Something amazing happens when God calls a person to care for the orphans…

Fekadu and Beki (another leader at M10:10) are surrounded by former street children

Fekadu and Beki (another leader at M10:10) are surrounded by former street children

Have you noticed that the scripture includes widows? You see, Fekadu clearly was able to see that when a father was no longer present in the home, a mother could not provide well enough for herself and her children. In Ethiopia, most mothers are illiterate, of no fault of their own. Many got pregnant young and relied on a father figure to provide for the family. When the father is deceased, the mother has no ability to make a living. Without caring for the widow, the child becomes a street child, begging for their meals. The child is unable to attend school and begins searching for means to feed themselves instead.

 
 
girls selling gum

  Street girls stop selling gum long enough to come to church for an outreach which includes lunch

 
In caring for street children, Fekadu saw families that had no truth of Christ in their homes.

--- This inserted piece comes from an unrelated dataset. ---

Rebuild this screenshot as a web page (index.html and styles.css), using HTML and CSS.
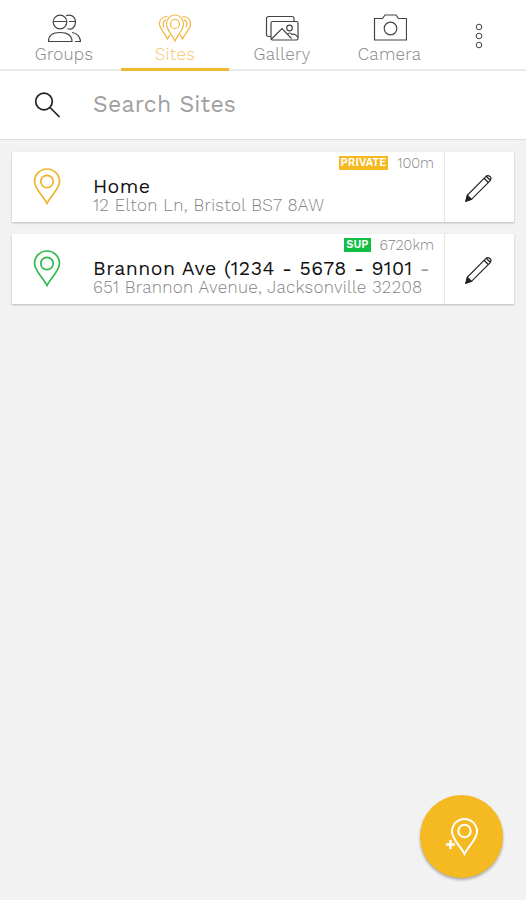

The husbands would leave the wives, running off to start another family in another village, with no regard to the wife or children that were left behind. The villages are far removed, unlike moving towns in the US where technology can bridge the gap of physical distance. Corruption of morality within the homes caused children to have to provide for themselves, same and a woman being widowed. Immorality caused children to be on the streets.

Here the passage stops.